Does he mean the light wasn't good enough for his binoculars (because of their limited aperture or lack/the poor quality of coating)?
I think he means the conditions as a whole were very difficult for trying to spot distant birds. Light is part of that. If you watch from daybreak or into dusk it becomes more and more difficult to follow and even to spot the birds the less light there is, or when sunlight is obscured by cloud etc. It never ceases to amaze (and frustrate) me how well distant - and sometimes not so distant - peregrines can disappear into the background. The back of an adult bird is grey like the camouflage of a fighter jet, and for much the same purpose. I don't know how often you get the grey gloomy days that happen all too often in the UK in your part of Russia (I'd guess St Petersburg, being by the coast, might get more overcast days?), but under those conditions, trying to spot birds that might be a mile or more away (and Baker would certainly have been using binoculars - you cannot really search effectively for peregrines with the unaided eye) can indeed seem almost hopeless. Low cloud also means that if a bird goes soaring it can all too easily be hidden by cloud.

I actually like overcast conditions as I think it helps peregrines surprise their prey - I have often seen them stop hunting when it got too bright - but you want to be somewhere you know they are (their regular building or cliff). If you don't know quite where they will be, and need to search for them, you'll normally want the conditions that let you search best.

"Hawk-hunting sharpens vision. Pouring away behind the moving bird, the land flows out from the eye in deltas of piercing colour. The angled eye strikes through the surface dross as the obliqued axe cuts to the heart of the tree. A vivid sense of place glows like another limb. Direction has colour and meaning."
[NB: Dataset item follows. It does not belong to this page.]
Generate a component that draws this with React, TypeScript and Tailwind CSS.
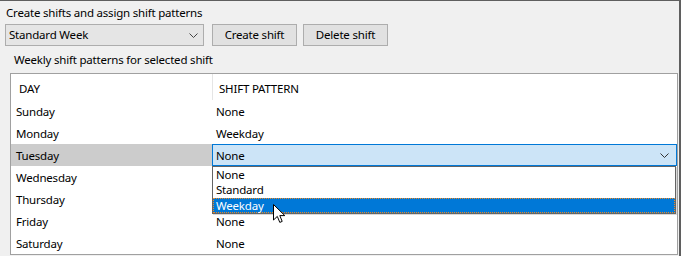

I was intrigued enough to check the actual text, and it is as you cited it. I can't comment on Baker's phraseology, but he is right that the long hours of searching do train you to spot detail, give you a different perspective of the landscape you are viewing over. When, because of your intense concentration as you are following a fast-moving bird, the background behind it blurs and almost seems fluid, you will recognize Baker's meaning when he says "Pouring away behind the moving bird, the land flows out from the eye".